Une reprise économique modeste

Le PIB de la Tunisie a augmenté de 3,1 % en 2021 après une contraction de 8,7 % en 2020. Cette reprise terne est sous-tendue par l’absence de reprise du secteur du tourisme, le niveau élevé d’incertitude politique et économique, qui a freiné l’investissement privé, et la faible reprise de la consommation privée. Fitch prévoit  que la croissance économique restera inférieure à 2,5 % à moyen terme, car le tourisme ne se redresse que progressivement, l’orientation budgétaire du gouvernement devient plus restrictive et le coût des intrants augmente.

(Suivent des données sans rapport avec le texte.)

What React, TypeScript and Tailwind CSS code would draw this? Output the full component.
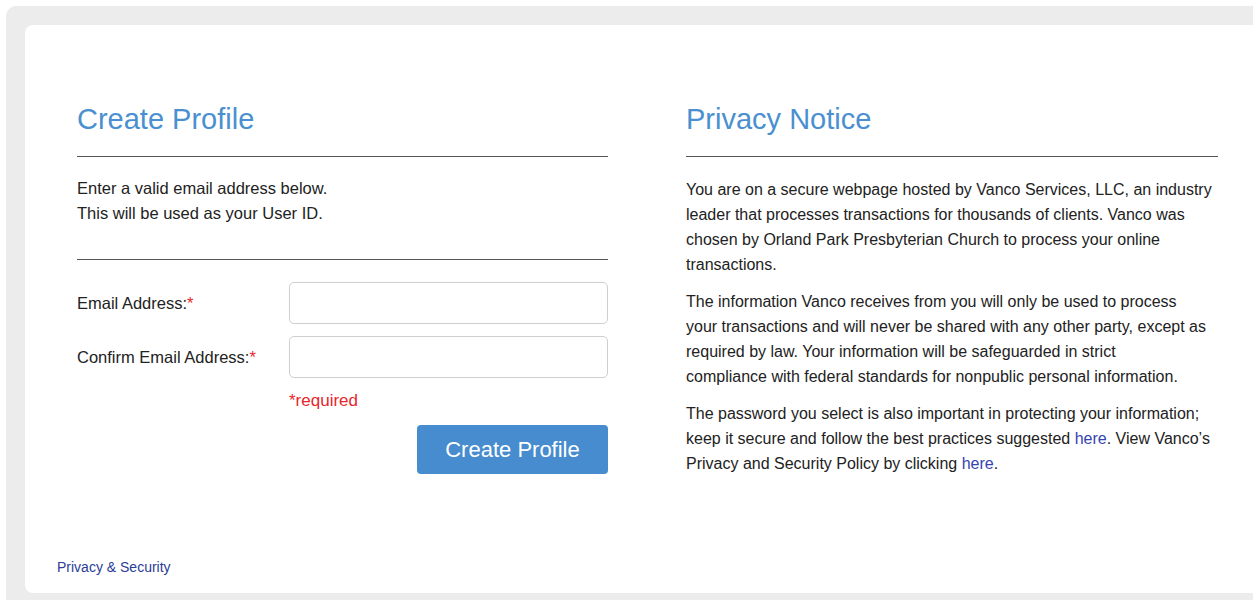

S’agissant enfin du volet politique, le score de pertinence ESG  est de  » 5  » pour la stabilité et les droits politiques ainsi que pour l’État de droit, la qualité institutionnelle et réglementaire et le contrôle de la corruption, comme c’est le cas pour tous les souverains. Ces scores reflètent le poids élevé des indicateurs de gouvernance de la Banque mondiale (WBGI) dans  le modèle de notation souveraine adopté par Fitch. La Tunisie est classée au 46ème percentile de l’indice WBGI, précise Fitch,  ce qui reflète une « faible stabilité politique, un état de droit et des droits de participation au processus politique établis mais en perte de vitesse, ainsi qu’une capacité institutionnelle et un niveau de corruption perçus modérés ».